Nei pressi di Marsala, presso l'estrema punta nord-occidentale della Sicilia, il mare forma una laguna (comunemente detta lo Stagnone di Marsala), la cui profondità delle acque varia da 50cm a 2 metri. Qui, tra l'Isola Grande e la terraferma, sull'isola di San Pantaleo si sviluppò Mozia (o Mothia), una fiorente colonia fenicia fondata nell'VIII secolo a.C.; scalo commerciale e punto di passaggio obbligato per le navi dirette in Spagna, Italia Centrale, Africa e Sardegna, divenne ben presto una delle più ricche colonie fenicie del Mediterraneo. Distrutta nel 397 a.C. da Dionisio di Siracusa, l'anno successivo l'isola fu ripresa dai Cartaginesi, ma la sua stella era ormai in declino, in concomitanza con la fondazione sulla terraferma di Lilibeo (l'odierna Marsala), ad opera dei superstiti di Mozia.
I resti della sua civiltà e della sua storia furono riportati alla luce grazie ad una campagna di scavi guidata dall'inglese Giuseppe Whitaker, archeologo inglese erede di una famiglia che aveva fatto fortuna in Sicilia col commercio del marsala, che acquistò l'isola nel 1902.
Con la collaborazione del colonnello Giuseppe Lipari Cascio, furono scoperti ampi tratti di mura, le porte urbiche e la maggior parte dei monumenti, dal Kothon al Santuario del Cappiddazzu, al Tofet. Negli anni '60 del Novecento si registra un nuovo impulso alle ricerche archeologiche, grazie anche al contributo dell'Università di Roma "La Sapienza" e della Soprintendenza alla Sicilia Occidentale. Un lungo lavoro di indagini sistematiche che culminarono con il ritrovamento, nel 1979, della famosa statua del "Giovane di Mozia".
Presso il Museo Whitaker sono esposti reperti di epoca preistorica, materiali rinvenuti nell'abitato, arredi funerari provenienti dal Tofet, ceramiche, monete e steli votive. Interessante è anche il plastico dell'isola di Mothia. Ma il pezzo di maggior rilievo è senza dubbio la statua in marmo bianco dell'Anatolia, raffigurante il Giovane di Mothia. Portata sull'isola probabilmente dai cartaginesi, dopo aver depredato Selinunte (409 a.C.), rappresenta un giovane di alto rango (deducibile dalla tunica e dalla capigliatura ben curata), privo degli arti superiori, forse alla guida di un cocchio o nell'atto di brandire un frustino. L'opera risalirebbe al V secolo a.C. ed è di pregevolissima fattura, armoniosa nelle proporzioni, con evidenti influenze greche ed un senso plastico non comune.
Sono visitabili:
- i resti delle fortificazioni, risalenti al IV secolo a.C. ed ampliate nei secoli successivi, con tanto di torri di avvistamento;
- Porta Nord, la meglio conservata delle due porte di accesso alla città. Sono ancora visibili i resti delle due torri che la fiancheggiavano e la strada lastricata con i segni delle ruote lasciate dai carri.

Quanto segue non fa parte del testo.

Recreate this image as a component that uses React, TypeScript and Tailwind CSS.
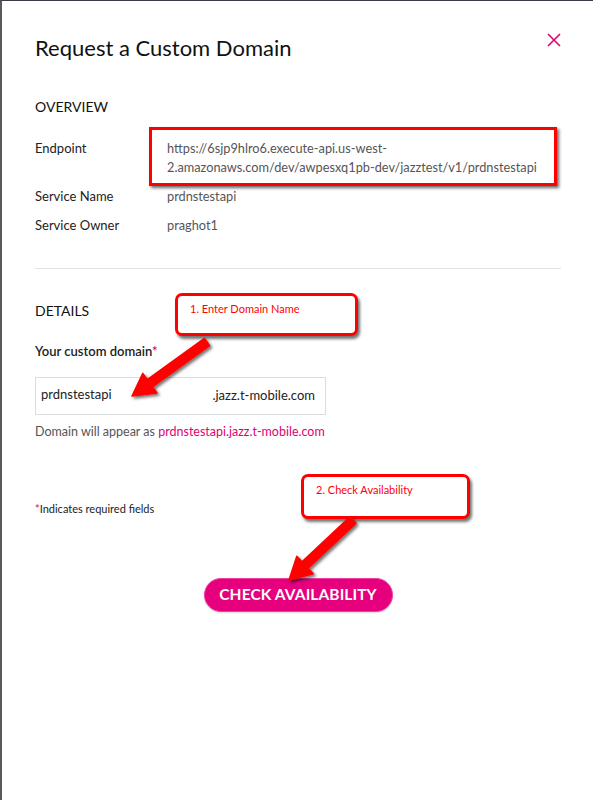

- Porta Sud, subito dopo il porto, anch'essa fiancheggiata da due torri;
- la strada lastricata che congiunge Mozia alla terraferma, in località Birgi, attualmente situata sotto il pelo dell'acqua. Lunga 7Km, il tracciato è evidenziato dai cippi che emergono dall'acqua.
- il Santuario di Cappiddazzu, situato alle spalle della Porta Nord, comprende tutta una serie di edifici di varie epoche. Il ritrovamento di alcuni altari lascia pensare ad un luogo sacro dove lasciare offerte agli dei.
- la necropoli arcaica, con pietre tombali ed urne per l'incinerazione;
- il Tofet, un santuario a cielo aperto dove venivano deposti i vasi contenenti resti di sacrifici umani. Una pratica molto diffusa era l'immolazione del primogenito maschio.
- il Cothon, un piccolo bacino di carenaggio, di forma rettangolare;
- la Casermetta, piccola costruzione militare;
- la Casa dei Mosaici, così detta per i resti di un mosaico in ciottoli bianchi e neri, raffigurante un grifo che attacca una cerva ed un leone che assale un toro;
- la Casa delle Anfore, per il gran numero di anfore ivi ritrovate.